If $a,b,c,d>0$ prove
$$\frac{2a^2+bc}{a+b+c} +\frac{2b^2+cd}{b+c+d}+\frac{2c^2+da}{c+d+a}+\frac{2d^2+ab}{d+a+b} \geq a+b+c+d$$
I tried cauchy: $$\frac{2a^2+bc}{a+b+c} +\frac{2b^2+cd}{b+c+d}+\frac{2c^2+da}{c+d+a}+\frac{2d^2+ab}{d+a+b}$$ with $$(a+b+c + b+c+d +c+d+a +d+a+b)$$ but I got $$\sqrt{2a^2+bc} + \sqrt{2b^2+cd}+\sqrt{2c^2+da}+\sqrt{2d^2+ab}$$. If without square root, I can get $$(a+b)^2+(b+c)^2+(c+d)^2+(d+a)^2$$ and I can apply p-norm.

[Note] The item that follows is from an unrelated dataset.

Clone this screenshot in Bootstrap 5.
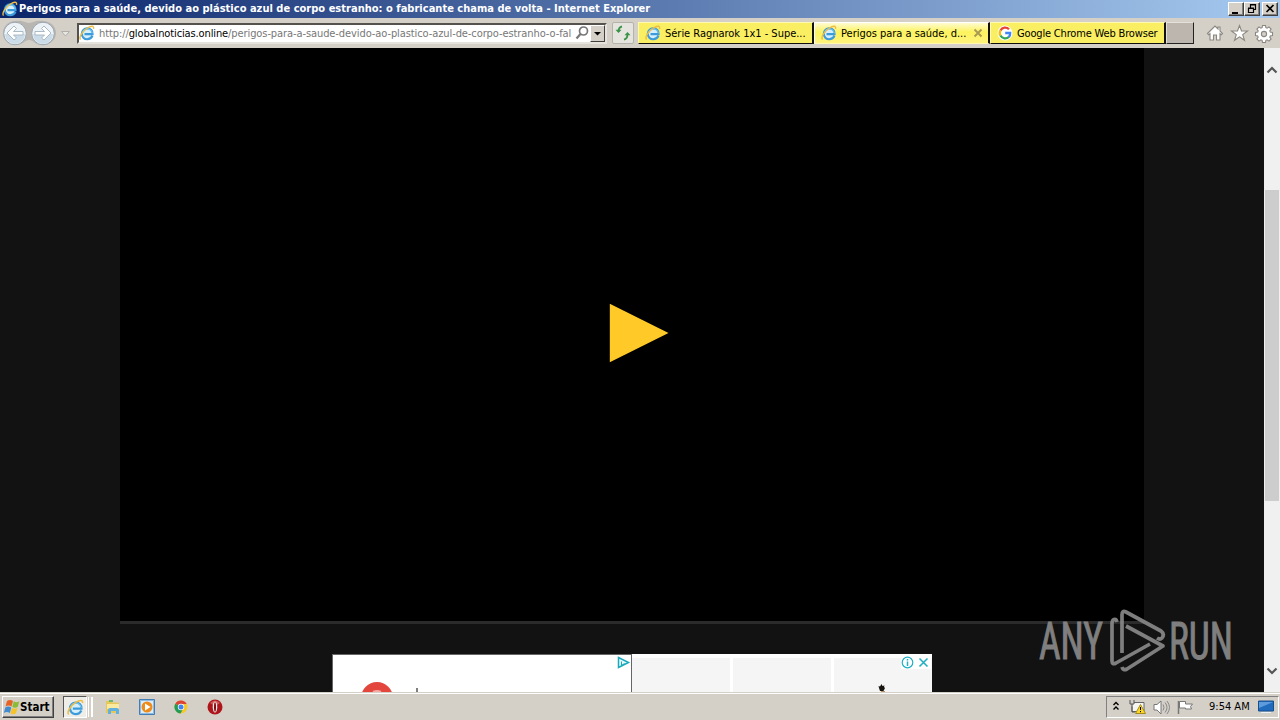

Thanks
We need to prove that $$\sum_{cyc}\frac{2a^2+bc}{a+b+c}\geq\sum_{cyc}a$$ or $$\sum_{cyc}\left(\frac{2a^2+bc}{a+b+c}-a\right)\geq0$$ or $$\sum_{cyc}\frac{(a-b)(a-c)}{a+b+c}\geq0.$$ Now, easy to use BW.
Indeed, let $a=\min\{a,b,c,d\}$, $b=a+u$, $c=a+v$ and $d=a+w$ and the rest for you.